Design Your Own Vehicle After completing a page, give the child a blank sheet and ask them to invent a new vehicle — one that combines two types, or one that travels somewhere no current vehicle can go. Children who finish quickly often have strong ideas about this and will spend 10-15 minutes on their invention with no prompting.
Sound Effects Story While coloring, ask the child to narrate what the vehicle is doing right now — where it’s going, what it’s carrying, and what sounds it makes. Younger children (3-4) will often do this spontaneously; older preschoolers who don’t initiate it usually enjoy being asked. The colored page becomes an illustration for a story they’ve already told.
Alphabet Vehicle Match After coloring, ask the child to name the vehicle on each page and then name something else that starts with the same letter. Airplane → apple, car → cat, helicopter → hat. It’s a phonics warm-up disguised as a game, and it works best right after the child has finished coloring when the vehicle name is fresh in their mind.
Which Is Fastest? Lay all 10 completed pages in a row and ask the child to arrange them from slowest to fastest. There’s no single right answer for some comparisons (a fast car vs. a slow boat?), which makes it a better discussion prompt than a quiz. The conversation tends to surface real curiosity about how vehicles work.

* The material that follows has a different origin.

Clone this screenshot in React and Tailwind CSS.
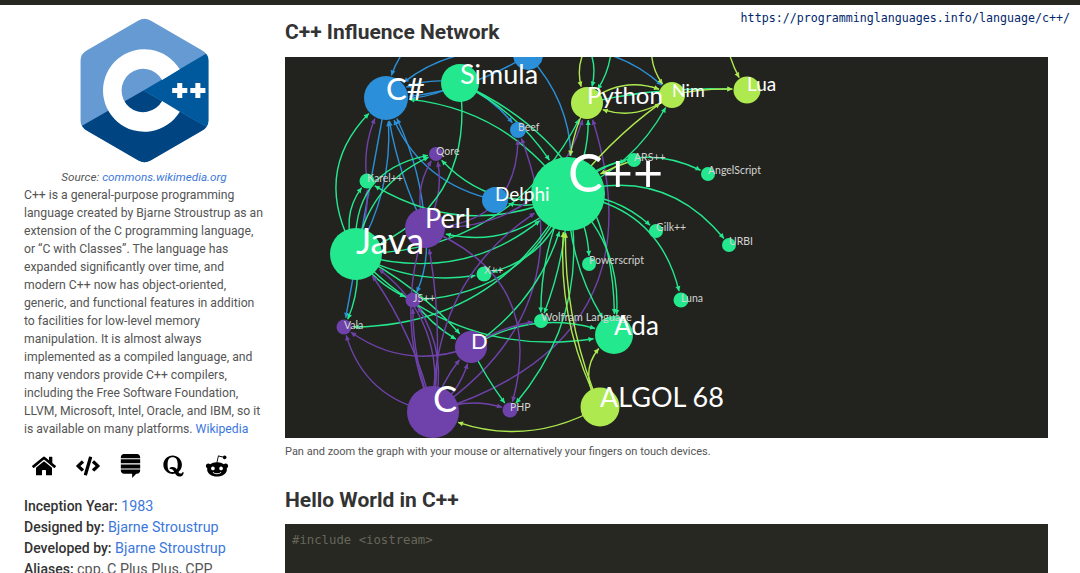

Classroom Transportation Mural Assign one vehicle page to each student. After coloring, cut out the vehicles and mount them on a large mural background divided into sky, land, and sea zones. Label each vehicle with the student’s name. The collective result is more interesting than any single page and gives the activity a social dimension that individual coloring lacks.
How to Print These Color by Number Transportation Coloring Pages
Each file downloads as a PDF sized for US Letter (8.5 × 11 inches), which also prints cleanly on A4 with no cropping. Standard 20 lb copy paper works well for crayon use. Printing in grayscale produces fully functional pages — the numbered dot key still guides coloring, and children can assign their own vehicle colors, which often leads to more personalized results than following the key exactly.